* [Task]
Copy exactly the lines from the beginning of the data down to and including the line holding "string; width: string;", without any pictures.

----- Data extract -----

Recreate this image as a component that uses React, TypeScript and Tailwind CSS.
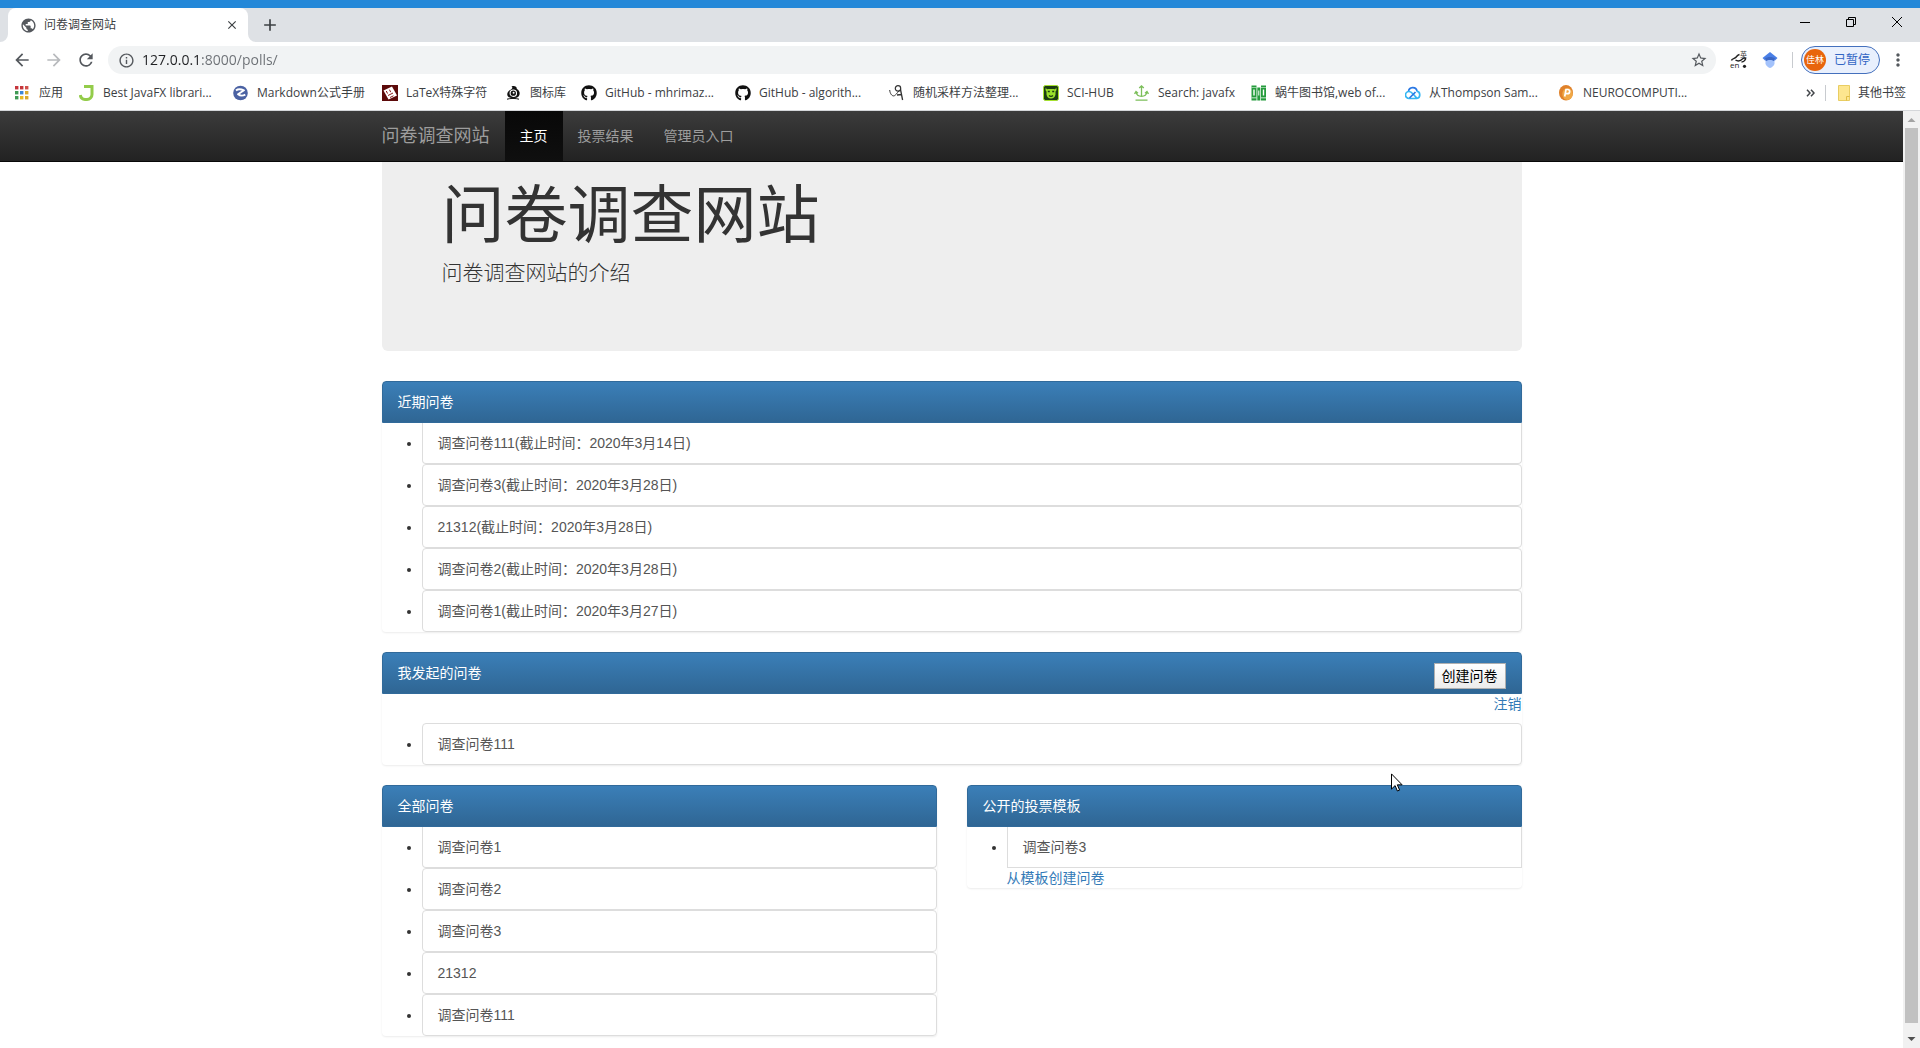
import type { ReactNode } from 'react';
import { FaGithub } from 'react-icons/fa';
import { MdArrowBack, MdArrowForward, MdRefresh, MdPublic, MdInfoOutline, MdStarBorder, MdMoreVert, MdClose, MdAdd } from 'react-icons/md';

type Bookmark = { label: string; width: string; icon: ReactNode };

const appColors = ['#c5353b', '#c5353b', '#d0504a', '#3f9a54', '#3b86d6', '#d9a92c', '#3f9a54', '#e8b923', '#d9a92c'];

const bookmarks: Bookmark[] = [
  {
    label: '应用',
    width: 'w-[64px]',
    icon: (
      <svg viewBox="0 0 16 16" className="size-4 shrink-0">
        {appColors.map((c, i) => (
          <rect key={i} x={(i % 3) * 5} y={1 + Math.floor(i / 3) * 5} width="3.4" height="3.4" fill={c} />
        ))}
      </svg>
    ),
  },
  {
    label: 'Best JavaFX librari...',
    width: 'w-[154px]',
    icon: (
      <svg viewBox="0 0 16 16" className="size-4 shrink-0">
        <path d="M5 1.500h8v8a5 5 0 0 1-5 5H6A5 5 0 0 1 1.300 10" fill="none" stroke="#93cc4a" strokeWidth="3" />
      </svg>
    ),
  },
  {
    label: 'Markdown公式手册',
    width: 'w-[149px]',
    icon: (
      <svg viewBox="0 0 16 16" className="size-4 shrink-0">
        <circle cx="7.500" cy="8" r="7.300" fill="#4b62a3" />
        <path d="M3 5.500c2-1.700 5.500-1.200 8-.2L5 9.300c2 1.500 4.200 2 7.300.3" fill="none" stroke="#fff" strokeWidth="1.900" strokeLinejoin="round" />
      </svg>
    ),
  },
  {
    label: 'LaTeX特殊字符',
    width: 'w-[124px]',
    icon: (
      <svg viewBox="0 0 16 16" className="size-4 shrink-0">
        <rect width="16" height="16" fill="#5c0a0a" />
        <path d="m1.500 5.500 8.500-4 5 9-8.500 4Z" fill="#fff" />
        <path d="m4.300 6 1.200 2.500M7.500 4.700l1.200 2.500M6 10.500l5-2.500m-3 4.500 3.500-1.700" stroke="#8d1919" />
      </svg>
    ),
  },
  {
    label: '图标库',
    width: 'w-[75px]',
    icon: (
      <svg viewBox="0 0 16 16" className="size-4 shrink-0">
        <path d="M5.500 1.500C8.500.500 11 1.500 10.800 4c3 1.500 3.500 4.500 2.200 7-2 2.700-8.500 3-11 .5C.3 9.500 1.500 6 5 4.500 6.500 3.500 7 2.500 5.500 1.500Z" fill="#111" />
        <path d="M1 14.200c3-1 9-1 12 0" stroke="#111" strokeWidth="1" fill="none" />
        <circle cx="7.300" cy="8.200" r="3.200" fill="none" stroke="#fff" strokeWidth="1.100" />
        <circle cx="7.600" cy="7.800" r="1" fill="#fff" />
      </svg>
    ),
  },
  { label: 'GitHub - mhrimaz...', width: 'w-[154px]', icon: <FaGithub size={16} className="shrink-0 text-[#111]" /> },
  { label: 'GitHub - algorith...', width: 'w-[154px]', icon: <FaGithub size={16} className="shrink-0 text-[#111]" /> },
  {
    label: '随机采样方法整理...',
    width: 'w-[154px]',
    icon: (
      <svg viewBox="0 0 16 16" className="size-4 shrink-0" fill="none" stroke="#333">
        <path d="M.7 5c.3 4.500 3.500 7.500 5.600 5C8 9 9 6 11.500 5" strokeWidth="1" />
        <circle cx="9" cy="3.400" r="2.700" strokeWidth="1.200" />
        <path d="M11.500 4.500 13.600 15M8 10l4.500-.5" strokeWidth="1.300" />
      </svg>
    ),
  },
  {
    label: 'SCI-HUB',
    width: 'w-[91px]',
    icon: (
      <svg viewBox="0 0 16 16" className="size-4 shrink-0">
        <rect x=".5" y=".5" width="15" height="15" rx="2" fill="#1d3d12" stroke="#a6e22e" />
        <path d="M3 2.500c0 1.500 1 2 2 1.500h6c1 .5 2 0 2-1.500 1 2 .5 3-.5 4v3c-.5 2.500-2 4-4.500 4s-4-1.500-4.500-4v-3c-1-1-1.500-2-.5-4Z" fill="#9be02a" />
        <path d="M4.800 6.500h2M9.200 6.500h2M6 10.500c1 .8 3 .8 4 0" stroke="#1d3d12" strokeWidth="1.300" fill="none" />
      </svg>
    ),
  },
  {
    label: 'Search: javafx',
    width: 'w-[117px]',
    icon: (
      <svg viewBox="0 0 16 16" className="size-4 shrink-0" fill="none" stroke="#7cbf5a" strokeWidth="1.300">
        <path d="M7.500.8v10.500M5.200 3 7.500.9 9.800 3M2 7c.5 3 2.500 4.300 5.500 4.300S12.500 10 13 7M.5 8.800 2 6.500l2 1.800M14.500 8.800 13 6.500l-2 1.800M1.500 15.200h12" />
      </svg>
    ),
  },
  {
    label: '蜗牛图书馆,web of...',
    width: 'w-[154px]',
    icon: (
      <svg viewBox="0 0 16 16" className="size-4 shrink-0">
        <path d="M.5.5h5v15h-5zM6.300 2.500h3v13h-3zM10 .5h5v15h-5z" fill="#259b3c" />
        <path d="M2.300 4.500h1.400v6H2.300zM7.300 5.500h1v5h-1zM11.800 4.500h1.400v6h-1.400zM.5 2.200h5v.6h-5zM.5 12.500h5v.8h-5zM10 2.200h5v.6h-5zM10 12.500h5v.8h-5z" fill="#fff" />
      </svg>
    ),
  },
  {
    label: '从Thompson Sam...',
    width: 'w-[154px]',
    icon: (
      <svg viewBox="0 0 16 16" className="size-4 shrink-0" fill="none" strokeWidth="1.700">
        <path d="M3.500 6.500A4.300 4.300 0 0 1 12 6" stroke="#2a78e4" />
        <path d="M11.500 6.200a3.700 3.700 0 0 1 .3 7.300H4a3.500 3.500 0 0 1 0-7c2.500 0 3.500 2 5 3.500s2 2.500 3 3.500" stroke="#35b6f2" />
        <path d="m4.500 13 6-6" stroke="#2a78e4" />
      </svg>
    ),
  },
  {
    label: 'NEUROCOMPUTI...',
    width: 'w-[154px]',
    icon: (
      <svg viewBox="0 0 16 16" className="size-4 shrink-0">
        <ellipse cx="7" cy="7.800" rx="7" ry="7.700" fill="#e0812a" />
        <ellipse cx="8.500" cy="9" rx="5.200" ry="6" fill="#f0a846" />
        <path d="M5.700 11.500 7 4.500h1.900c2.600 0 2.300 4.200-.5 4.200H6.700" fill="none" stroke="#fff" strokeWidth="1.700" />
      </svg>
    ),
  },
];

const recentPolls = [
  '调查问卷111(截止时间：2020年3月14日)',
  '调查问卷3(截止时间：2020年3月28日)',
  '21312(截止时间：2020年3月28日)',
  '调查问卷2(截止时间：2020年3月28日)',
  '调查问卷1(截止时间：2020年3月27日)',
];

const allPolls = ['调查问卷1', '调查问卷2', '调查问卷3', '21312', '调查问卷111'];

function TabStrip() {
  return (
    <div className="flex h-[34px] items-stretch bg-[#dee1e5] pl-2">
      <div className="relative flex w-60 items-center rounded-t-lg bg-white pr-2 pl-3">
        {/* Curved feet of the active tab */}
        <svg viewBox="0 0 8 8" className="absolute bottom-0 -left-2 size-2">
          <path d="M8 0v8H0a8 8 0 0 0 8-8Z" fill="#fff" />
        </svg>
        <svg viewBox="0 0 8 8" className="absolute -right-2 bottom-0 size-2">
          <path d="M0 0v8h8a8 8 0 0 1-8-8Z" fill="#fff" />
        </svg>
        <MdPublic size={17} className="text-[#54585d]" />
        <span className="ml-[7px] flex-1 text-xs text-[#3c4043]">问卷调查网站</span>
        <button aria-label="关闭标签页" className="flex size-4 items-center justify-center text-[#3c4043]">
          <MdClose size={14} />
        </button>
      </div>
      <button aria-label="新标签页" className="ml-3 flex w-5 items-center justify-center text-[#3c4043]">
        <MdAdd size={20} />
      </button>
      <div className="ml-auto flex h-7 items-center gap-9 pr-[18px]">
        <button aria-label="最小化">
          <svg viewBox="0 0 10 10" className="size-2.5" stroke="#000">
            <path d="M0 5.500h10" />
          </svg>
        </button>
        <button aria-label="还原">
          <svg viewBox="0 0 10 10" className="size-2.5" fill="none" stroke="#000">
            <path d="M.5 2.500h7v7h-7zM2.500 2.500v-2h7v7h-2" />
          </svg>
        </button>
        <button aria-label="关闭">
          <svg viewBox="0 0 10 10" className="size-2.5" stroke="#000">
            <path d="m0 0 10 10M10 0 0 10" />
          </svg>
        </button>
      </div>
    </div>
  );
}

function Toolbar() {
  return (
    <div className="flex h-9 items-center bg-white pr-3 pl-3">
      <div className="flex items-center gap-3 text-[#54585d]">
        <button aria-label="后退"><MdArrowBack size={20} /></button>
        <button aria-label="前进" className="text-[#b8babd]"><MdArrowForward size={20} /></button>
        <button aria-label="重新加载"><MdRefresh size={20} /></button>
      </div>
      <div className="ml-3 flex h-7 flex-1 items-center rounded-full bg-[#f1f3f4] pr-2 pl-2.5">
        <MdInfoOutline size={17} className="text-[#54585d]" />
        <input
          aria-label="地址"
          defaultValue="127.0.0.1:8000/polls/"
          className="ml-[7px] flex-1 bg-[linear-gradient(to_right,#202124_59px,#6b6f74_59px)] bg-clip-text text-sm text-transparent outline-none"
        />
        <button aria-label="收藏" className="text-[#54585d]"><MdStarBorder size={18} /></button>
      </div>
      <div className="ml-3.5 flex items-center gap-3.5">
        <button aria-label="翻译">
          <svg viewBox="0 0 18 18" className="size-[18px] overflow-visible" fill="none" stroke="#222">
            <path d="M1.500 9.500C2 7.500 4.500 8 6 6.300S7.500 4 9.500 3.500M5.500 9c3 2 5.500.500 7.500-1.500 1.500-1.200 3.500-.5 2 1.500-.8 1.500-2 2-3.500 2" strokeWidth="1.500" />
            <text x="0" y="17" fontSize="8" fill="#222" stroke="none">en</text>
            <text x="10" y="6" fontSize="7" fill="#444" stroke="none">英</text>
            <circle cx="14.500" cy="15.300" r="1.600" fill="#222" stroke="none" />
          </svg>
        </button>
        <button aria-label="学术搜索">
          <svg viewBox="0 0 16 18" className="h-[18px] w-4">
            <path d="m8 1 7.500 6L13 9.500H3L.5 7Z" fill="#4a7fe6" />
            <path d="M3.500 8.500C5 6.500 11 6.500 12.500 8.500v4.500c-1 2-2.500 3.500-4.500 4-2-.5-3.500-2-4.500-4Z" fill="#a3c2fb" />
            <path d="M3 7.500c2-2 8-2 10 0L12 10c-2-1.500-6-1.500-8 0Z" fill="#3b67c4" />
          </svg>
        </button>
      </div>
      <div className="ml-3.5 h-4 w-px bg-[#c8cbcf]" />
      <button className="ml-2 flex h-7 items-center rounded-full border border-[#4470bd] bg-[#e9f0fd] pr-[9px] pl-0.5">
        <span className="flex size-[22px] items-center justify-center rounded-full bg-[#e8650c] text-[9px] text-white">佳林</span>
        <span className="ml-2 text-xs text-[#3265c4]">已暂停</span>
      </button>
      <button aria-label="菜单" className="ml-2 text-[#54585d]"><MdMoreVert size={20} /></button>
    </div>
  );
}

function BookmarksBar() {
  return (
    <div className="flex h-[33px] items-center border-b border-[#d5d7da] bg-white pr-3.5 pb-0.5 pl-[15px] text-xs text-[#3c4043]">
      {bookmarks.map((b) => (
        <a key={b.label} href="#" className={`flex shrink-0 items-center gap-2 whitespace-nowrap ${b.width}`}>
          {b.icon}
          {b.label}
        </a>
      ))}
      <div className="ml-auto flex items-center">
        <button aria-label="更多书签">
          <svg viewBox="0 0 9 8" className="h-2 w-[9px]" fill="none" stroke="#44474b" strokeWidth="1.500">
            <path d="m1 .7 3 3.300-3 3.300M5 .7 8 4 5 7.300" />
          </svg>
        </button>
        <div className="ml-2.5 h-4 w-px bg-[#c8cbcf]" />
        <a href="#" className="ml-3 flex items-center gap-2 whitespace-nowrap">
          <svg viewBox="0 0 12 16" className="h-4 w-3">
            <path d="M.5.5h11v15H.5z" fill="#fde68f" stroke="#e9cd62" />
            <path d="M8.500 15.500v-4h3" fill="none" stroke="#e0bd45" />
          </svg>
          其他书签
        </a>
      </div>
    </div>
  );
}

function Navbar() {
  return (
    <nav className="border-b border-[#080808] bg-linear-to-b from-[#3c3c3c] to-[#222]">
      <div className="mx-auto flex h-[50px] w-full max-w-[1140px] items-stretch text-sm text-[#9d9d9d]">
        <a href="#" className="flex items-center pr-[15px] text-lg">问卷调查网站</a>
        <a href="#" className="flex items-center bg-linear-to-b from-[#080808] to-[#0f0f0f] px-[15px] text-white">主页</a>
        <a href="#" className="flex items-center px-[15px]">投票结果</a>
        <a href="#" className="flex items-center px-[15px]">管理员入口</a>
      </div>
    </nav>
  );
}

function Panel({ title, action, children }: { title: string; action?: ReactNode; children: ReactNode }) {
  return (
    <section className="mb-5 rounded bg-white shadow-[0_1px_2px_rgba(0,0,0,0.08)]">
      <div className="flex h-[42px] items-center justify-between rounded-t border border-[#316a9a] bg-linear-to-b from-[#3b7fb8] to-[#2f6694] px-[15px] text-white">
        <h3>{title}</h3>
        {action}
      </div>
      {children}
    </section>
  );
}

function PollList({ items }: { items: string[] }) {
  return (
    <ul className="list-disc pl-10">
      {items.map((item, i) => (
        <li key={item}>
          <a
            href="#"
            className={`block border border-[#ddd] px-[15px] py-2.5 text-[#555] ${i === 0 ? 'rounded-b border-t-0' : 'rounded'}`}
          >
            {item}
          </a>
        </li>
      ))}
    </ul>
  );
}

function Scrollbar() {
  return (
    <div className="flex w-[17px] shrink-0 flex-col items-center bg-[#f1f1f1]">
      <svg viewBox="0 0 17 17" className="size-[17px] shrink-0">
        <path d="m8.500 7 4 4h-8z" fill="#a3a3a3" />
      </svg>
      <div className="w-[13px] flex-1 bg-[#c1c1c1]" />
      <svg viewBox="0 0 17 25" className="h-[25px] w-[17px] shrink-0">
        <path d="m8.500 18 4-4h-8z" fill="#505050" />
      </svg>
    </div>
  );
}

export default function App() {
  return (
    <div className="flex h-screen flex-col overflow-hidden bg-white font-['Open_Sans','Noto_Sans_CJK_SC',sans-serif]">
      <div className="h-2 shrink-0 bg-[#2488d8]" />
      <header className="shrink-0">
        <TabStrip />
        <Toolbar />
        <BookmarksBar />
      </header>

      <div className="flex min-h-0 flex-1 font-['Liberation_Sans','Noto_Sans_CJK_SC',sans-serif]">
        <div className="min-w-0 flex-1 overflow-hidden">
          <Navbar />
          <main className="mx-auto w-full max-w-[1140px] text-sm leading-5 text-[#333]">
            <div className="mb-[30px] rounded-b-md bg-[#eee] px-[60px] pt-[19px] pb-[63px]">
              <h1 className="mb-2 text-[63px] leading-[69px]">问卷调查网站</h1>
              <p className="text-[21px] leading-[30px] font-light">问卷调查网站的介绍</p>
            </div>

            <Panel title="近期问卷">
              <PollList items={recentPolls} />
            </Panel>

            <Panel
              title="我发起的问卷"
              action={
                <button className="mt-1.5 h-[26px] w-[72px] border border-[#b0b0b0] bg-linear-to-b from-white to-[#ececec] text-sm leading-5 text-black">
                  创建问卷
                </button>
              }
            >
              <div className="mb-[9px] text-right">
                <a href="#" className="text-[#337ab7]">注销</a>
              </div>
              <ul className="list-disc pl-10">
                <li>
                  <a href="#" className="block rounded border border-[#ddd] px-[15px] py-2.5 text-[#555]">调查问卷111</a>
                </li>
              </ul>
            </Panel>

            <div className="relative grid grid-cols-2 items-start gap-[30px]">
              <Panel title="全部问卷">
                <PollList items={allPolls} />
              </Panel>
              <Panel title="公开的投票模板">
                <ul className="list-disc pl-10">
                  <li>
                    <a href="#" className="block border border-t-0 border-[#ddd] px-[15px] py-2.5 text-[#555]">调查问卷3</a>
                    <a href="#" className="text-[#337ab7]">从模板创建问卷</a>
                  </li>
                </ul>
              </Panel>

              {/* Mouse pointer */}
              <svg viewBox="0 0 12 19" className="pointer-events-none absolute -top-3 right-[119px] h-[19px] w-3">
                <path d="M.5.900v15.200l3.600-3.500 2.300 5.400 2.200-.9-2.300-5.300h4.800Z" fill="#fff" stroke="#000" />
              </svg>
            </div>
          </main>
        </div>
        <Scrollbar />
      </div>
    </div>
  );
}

-----

* [Answer below]
Recreate this image as a component that uses React, TypeScript and Tailwind CSS.
import type { ReactNode } from 'react';
import { FaGithub } from 'react-icons/fa';
import { MdArrowBack, MdArrowForward, MdRefresh, MdPublic, MdInfoOutline, MdStarBorder, MdMoreVert, MdClose, MdAdd } from 'react-icons/md';

type Bookmark = { label: string; width: string; icon: ReactNode };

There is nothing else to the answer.